Six student writers have created various narratives around the theme of separation. Others have choreographed dance numbers.

Creating an original, high-quality piece in two weeks is challenging; students are working from 8 a.m. to 10 p.m. Even with long hours, it’s not something Opatrny would tackle anywhere else.

“We would not take on a two-week devised theatre production at other places like we do here,” he said. “At other places, we have to teach how to work first. We come here and just start working—we don’t have to teach them how to work first. It’s a pleasure to work.”

The end result will be a tapestry of narratives that will tell a clear story but that will still leave room for audience imagination and interpretation. Attendees can expect tales of separation, beautiful costumes and a minimalistic set involving water.

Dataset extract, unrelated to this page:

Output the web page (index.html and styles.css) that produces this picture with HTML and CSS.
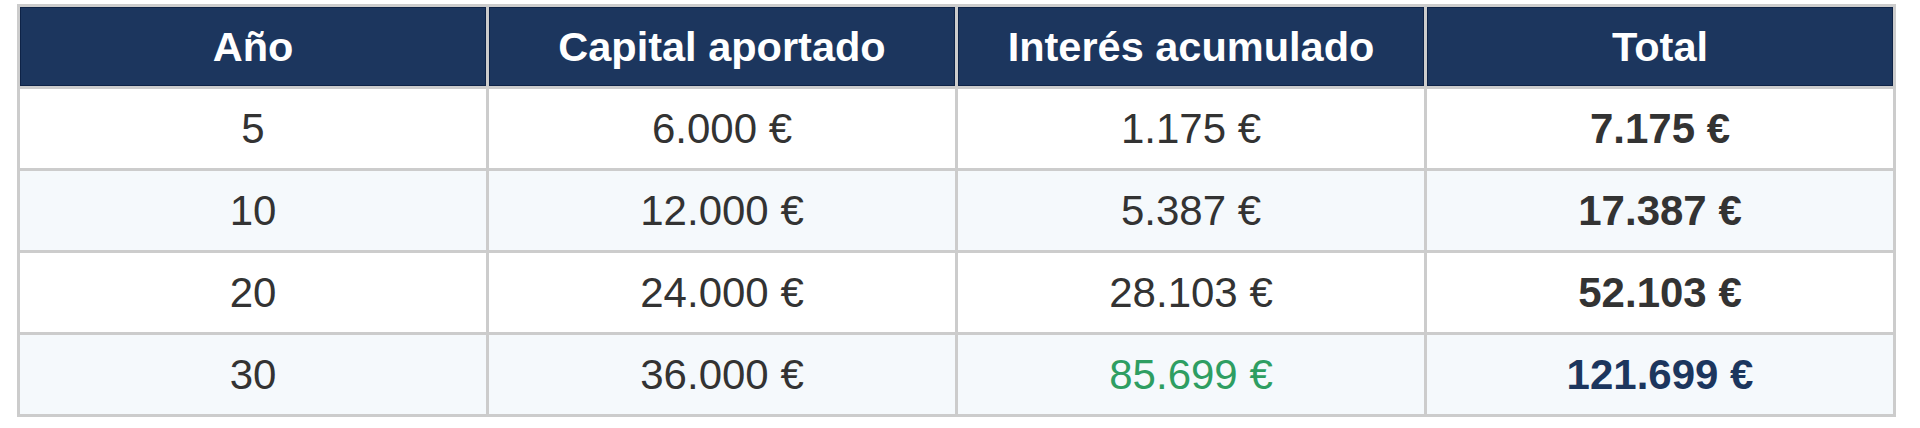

“What’s unique about this project is it’s not girls putting on a play that’s been done a hundred times,” Opatrny said. “It’s a beautiful show. There’s a lot of movement, great humor and wonderful singing.”

Burr and Opatrny held their first production in New York just days after the 9/11 terrorist attacks. In the nearly 15 years since, they’ve seen other companies embrace devised theatre.

“A wave of experimental theatre came about in the 1960s, but died in the ’80s because of political and cultural changes,” Opatrny said. “We’re seeing a resurgence of it. Theatre is more physical and dance and theatre are overlapping.”

Having the opportunity to experience devised theatre has allowed Stephens students to explore a wide range of freedom, Burr said. “We’re empowering them as actors and creators. And we hope they continue to work on and create their own work because they’re so good.”

Audiences can catch the original The Blessed Unrest Project at 7:30 p.m. Friday at the Warehouse Theatre. It’s free and open to the public.